Overall, flux meetings are an important tool. Have an open discussion and encourage people to ask questions and challenge. It lets everyone learn.
Narrowing the focus: Taking your flux analysis to the next level
Once the flux process is up and running, you can move past implementation into fine-tuning.
Optimize explanations
Explanations take time — and when done right, provide a detailed understanding of what occurred. It’s easy to under or overdo your explanations. As Roest says, he doesn’t want something basic like, “Payroll went up because we hired more people.” He’s looking for explanations that add value and are more nuanced. “It needs to be detailed enough so that we know that the change is actually reasonable.” And just because it sounds right doesn’t mean it gives you the details to show that it’s right.
Drill into trends with company-wide perspectives
Bringing outside teams into your flux process allows you to get a deeper perspective on variances. This can include reaching out to other teams like sales, facilities and HR. They may have pertinent insight into key business trends. Use those insights to adjust if needed. Roest also invites the FP&A team to the flux analysis review meeting as they likely have expectations and insights into the numbers that differ from the accounting team’s.
Implement tools
Integrations, automations, and products are often worthwhile investments that let you take your flux process to the next level more quickly. Today’s technology makes it easier to unify data and compile numbers. You can enter explanations and having it all in one place makes it easier to compare to past data.

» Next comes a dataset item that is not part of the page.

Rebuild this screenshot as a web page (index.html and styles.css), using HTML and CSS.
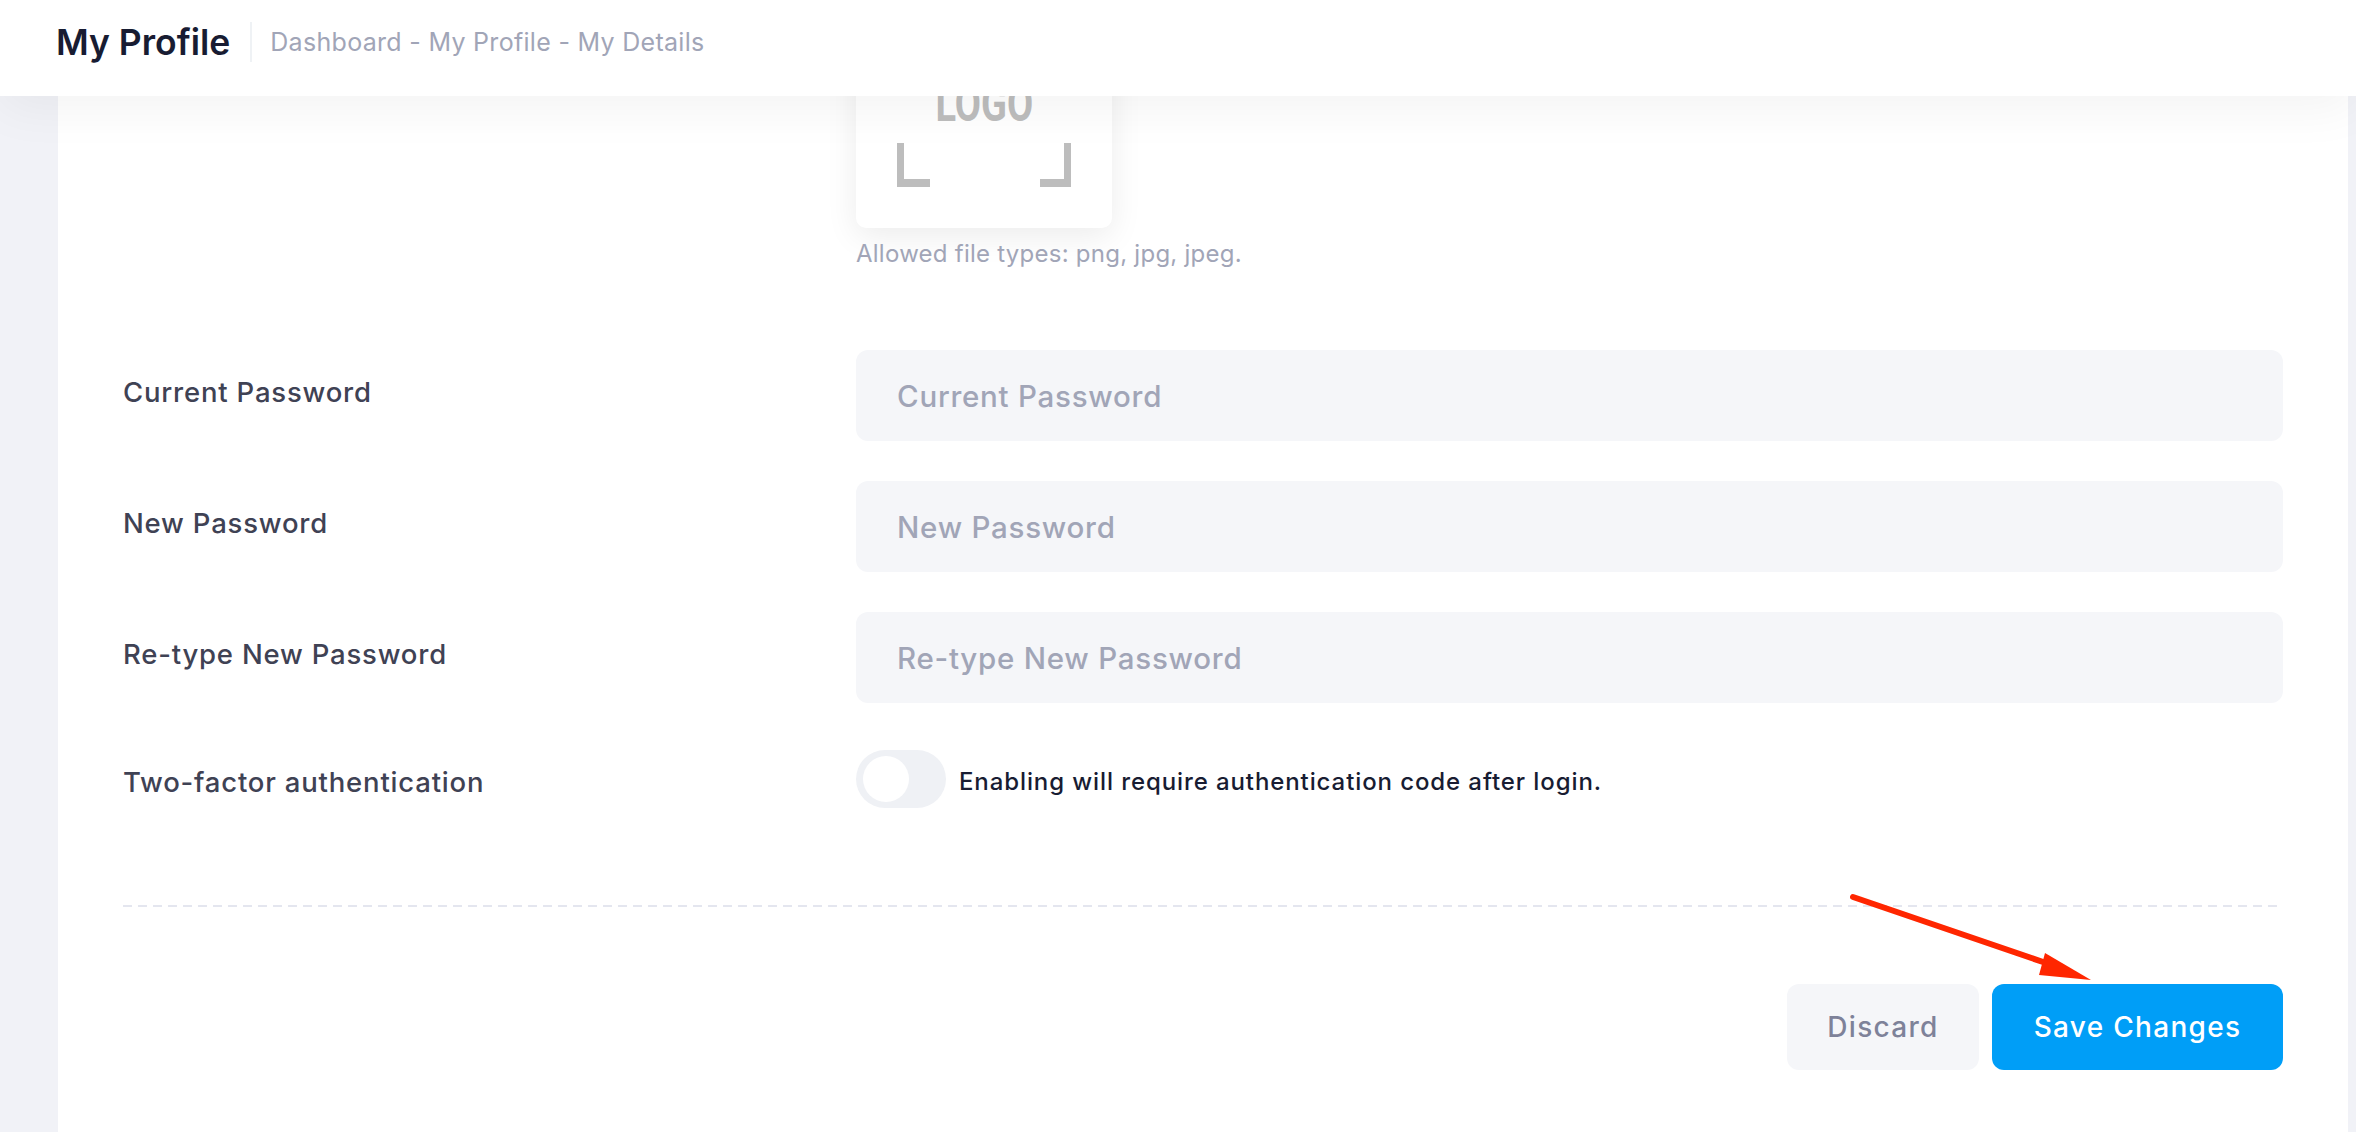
FILE: index.html
```html
<!DOCTYPE html>
<html lang="en">
<head>
  <meta charset="UTF-8">
  <meta name="viewport" content="width=device-width, initial-scale=1.0">
  <title>My Profile</title>
  <link rel="stylesheet" href="styles.css">
</head>
<body>
  <header class="toolbar">
    <h1 class="page-title">My Profile</h1>
    <span class="divider"></span>
    <div class="crumbs">Dashboard - My Profile - My Details</div>
  </header>

  <main class="page">
    <section class="card">
      <!-- Logo upload -->
      <div class="form-row logo-row">
        <div class="form-label"></div>
        <div class="form-field">
          <div class="logo-box">
            <span class="logo-text">LOGO</span>
            <div class="logo-corners">
              <span class="corner left"></span>
              <span class="corner right"></span>
            </div>
          </div>
          <div class="hint">Allowed file types: png, jpg, jpeg.</div>
        </div>
      </div>

      <div class="form-row pw-row first">
        <label class="form-label" for="currentPw">Current Password</label>
        <div class="form-field"><input class="input" type="password" id="currentPw" placeholder="Current Password"></div>
      </div>
      <div class="form-row pw-row">
        <label class="form-label" for="newPw">New Password</label>
        <div class="form-field"><input class="input" type="password" id="newPw" placeholder="New Password"></div>
      </div>
      <div class="form-row pw-row">
        <label class="form-label" for="retypePw">Re-type New Password</label>
        <div class="form-field"><input class="input" type="password" id="retypePw" placeholder="Re-type New Password"></div>
      </div>

      <div class="form-row toggle-row">
        <div class="form-label">Two-factor authentication</div>
        <div class="form-field switch-field">
          <span class="switch"><span class="knob"></span></span>
          <span class="switch-text">Enabling will require authentication code after login.</span>
        </div>
      </div>

      <div class="separator"></div>

      <div class="actions">
        <button type="button" class="btn btn-light">Discard</button>
        <button type="button" class="btn btn-primary">Save Changes</button>
      </div>
    </section>
  </main>

  <!-- annotation arrow -->
  <svg class="annotation" width="2356" height="1132" viewBox="0 0 2356 1132">
    <line x1="1853" y1="897" x2="2046" y2="963" stroke="#ff2600" stroke-width="6" stroke-linecap="round"/>
    <polygon points="2091,980 2045,953 2039,975" fill="#ff2600"/>
  </svg>
</body>
</html>
```

FILE: styles.css
```css
* {
  padding: 0;
  margin: 0;
  box-sizing: border-box;
}

html,
body {
  height: 100%;
}

body {
  position: relative;
  overflow: hidden;
  background-color: #f1f2f7;
  font-family: Inter, "Noto Sans", sans-serif;
  color: #181c32;
}

/* top toolbar */
.toolbar {
  position: relative;
  z-index: 2;
  height: 96px;
  padding: 0 0 12px 56px;
  display: flex;
  align-items: center;
  background-color: #ffffff;
  box-shadow: 0 12px 50px rgba(0, 0, 0, 0.05);
}

.page-title {
  font-size: 35.5px;
  font-weight: 600;
  color: #181c32;
  letter-spacing: 0;
}

.divider {
  width: 2px;
  height: 40px;
  background-color: #eff2f5;
  margin: 0 18px 0 20px;
}

.crumbs {
  font-size: 25px;
  font-weight: 400;
  letter-spacing: 0.3px;
  color: #a1a5b7;
}

/* card */
.page {
  padding: 0 8px 0 58px;
}

.card {
  display: flow-root;
  background-color: #ffffff;
  min-height: calc(100vh - 96px);
  padding: 0 65px;
}

.form-row {
  display: flex;
  align-items: center;
}

.form-label {
  width: 733px;
  flex-shrink: 0;
  font-size: 27.5px;
  font-weight: 500;
  color: #3f4254;
  letter-spacing: 0.8px;
}

.form-field {
  flex: 1;
}

/* logo upload */
.logo-row {
  margin-top: -124px;
  align-items: flex-start;
}

.logo-box {
  width: 256px;
  height: 256px;
  border-radius: 10px;
  background-color: #ffffff;
  box-shadow: 0 8px 32px rgba(0, 0, 0, 0.08);
  display: flex;
  flex-direction: column;
  align-items: center;
  justify-content: flex-end;
  padding-bottom: 41px;
}

.logo-text {
  display: block;
  height: 36px;
  line-height: 36px;
  font-family: Roboto, sans-serif;
  font-size: 50px;
  font-weight: 700;
  color: #bdbdbd;
  transform: scaleX(0.76);
  margin-bottom: 21px;
}

.logo-corners {
  width: 174px;
  display: flex;
  justify-content: space-between;
}

.corner {
  width: 33px;
  height: 44px;
  border-bottom: 8px solid #bdbdbd;
}

.corner.left {
  border-left: 7px solid #bdbdbd;
}

.corner.right {
  width: 31px;
  border-right: 7px solid #bdbdbd;
}

.hint {
  margin-top: 9px;
  font-size: 24px;
  line-height: 34px;
  letter-spacing: 0.25px;
  color: #a1a5b7;
}

/* password inputs */
.pw-row {
  margin-top: 40px;
}

.pw-row.first {
  margin-top: 79px;
}

.pw-row .form-label {
  padding-bottom: 8px;
}

.input {
  width: 100%;
  height: 91px;
  border: none;
  border-radius: 12px;
  background-color: #f5f6f9;
  padding: 0 41px;
  font-family: Inter, "Noto Sans", sans-serif;
  font-size: 29.5px;
  font-weight: 500;
  letter-spacing: 0.75px;
  color: #3f4254;
}

.input::placeholder {
  color: #a1a5b7;
}

.input:focus {
  outline: none;
}

/* two-factor switch */
.toggle-row {
  margin-top: 47px;
}

.toggle-row .form-label {
  padding-top: 5px;
}

.switch-field {
  display: flex;
  align-items: center;
}

.switch {
  width: 90px;
  height: 58px;
  border-radius: 29px;
  background-color: #eff1f5;
  display: flex;
  align-items: center;
  padding-left: 7px;
}

.knob {
  width: 46px;
  height: 46px;
  border-radius: 50%;
  background-color: #ffffff;
}

.switch-text {
  margin-left: 13px;
  padding-top: 5px;
  font-size: 24px;
  font-weight: 500;
  letter-spacing: 0.9px;
  color: #181c32;
}

.separator {
  margin-top: 97px;
  height: 2px;
  background-image: repeating-linear-gradient(90deg, #e4e6ef 0 9px, transparent 9px 15px);
}

/* footer buttons */
.actions {
  margin-top: 77px;
  display: flex;
  justify-content: flex-end;
  gap: 13px;
}

.btn {
  height: 86px;
  border: none;
  border-radius: 12px;
  font-family: Inter, "Noto Sans", sans-serif;
  font-size: 28px;
  font-weight: 500;
  letter-spacing: 1.3px;
  cursor: pointer;
}

.btn-light {
  width: 192px;
  background-color: #f5f6f9;
  color: #7e8299;
}

.btn-primary {
  width: 291px;
  background-color: #009ef7;
  color: #ffffff;
}

.annotation {
  position: absolute;
  left: 0;
  top: 0;
  z-index: 3;
  pointer-events: none;
}
```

A flux analysis is worth it
Roest feels resource constraints prevent people from implementing a flux process or having the belief that it doesn’t really affect financials. In reality, the flux process benefits the company as a whole. It’s more than just a review. It’s a second set of eyes that identifies problem areas. It offers super control. Most importantly, a flux process creates explanations that can drive business decisions, which further allows accounting teams to be valuable resources to their organization.